Go through the material below and copy all lines with "screenshot".

• [ENTRIES SHOWN]:
-- -- --

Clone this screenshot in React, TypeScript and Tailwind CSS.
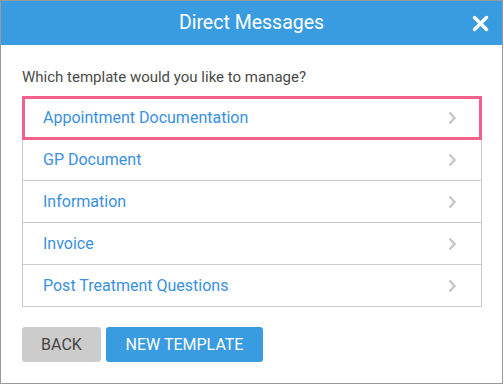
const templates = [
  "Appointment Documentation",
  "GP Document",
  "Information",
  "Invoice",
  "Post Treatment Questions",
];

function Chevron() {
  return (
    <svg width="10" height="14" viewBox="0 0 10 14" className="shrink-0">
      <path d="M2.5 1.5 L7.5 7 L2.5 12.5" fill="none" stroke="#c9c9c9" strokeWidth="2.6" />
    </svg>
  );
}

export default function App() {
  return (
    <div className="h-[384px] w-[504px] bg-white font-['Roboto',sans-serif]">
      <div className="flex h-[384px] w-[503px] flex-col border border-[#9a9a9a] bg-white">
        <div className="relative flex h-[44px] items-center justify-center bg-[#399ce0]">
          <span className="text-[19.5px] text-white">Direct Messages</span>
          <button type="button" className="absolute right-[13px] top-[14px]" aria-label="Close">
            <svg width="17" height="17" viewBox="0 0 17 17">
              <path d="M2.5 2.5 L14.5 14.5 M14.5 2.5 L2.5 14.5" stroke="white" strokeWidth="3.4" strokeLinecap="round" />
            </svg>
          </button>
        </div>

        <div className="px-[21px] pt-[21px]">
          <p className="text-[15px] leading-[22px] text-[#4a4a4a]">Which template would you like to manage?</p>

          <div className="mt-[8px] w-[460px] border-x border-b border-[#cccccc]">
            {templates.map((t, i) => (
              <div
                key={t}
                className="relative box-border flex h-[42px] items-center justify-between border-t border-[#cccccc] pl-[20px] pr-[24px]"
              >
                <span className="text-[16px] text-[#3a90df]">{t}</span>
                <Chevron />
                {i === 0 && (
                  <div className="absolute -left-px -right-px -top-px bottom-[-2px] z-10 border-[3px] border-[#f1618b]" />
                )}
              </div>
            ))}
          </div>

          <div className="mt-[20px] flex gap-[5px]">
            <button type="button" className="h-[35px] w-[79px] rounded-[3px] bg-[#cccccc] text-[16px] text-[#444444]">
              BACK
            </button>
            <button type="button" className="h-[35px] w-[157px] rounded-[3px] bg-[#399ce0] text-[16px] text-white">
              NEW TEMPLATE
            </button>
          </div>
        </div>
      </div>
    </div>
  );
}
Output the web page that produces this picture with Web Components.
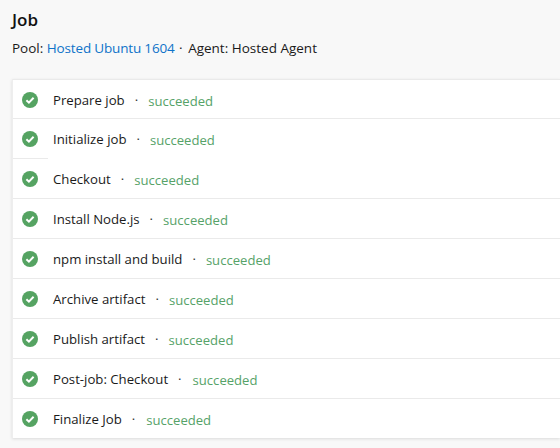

-- -- --

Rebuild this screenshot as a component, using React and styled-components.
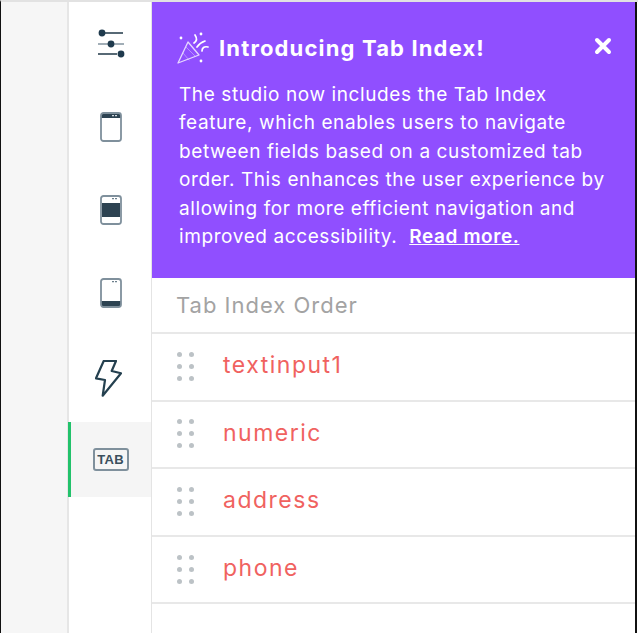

-- -- --

• [TASK ANSWER]:
Clone this screenshot in React, TypeScript and Tailwind CSS.
Rebuild this screenshot as a component, using React and styled-components.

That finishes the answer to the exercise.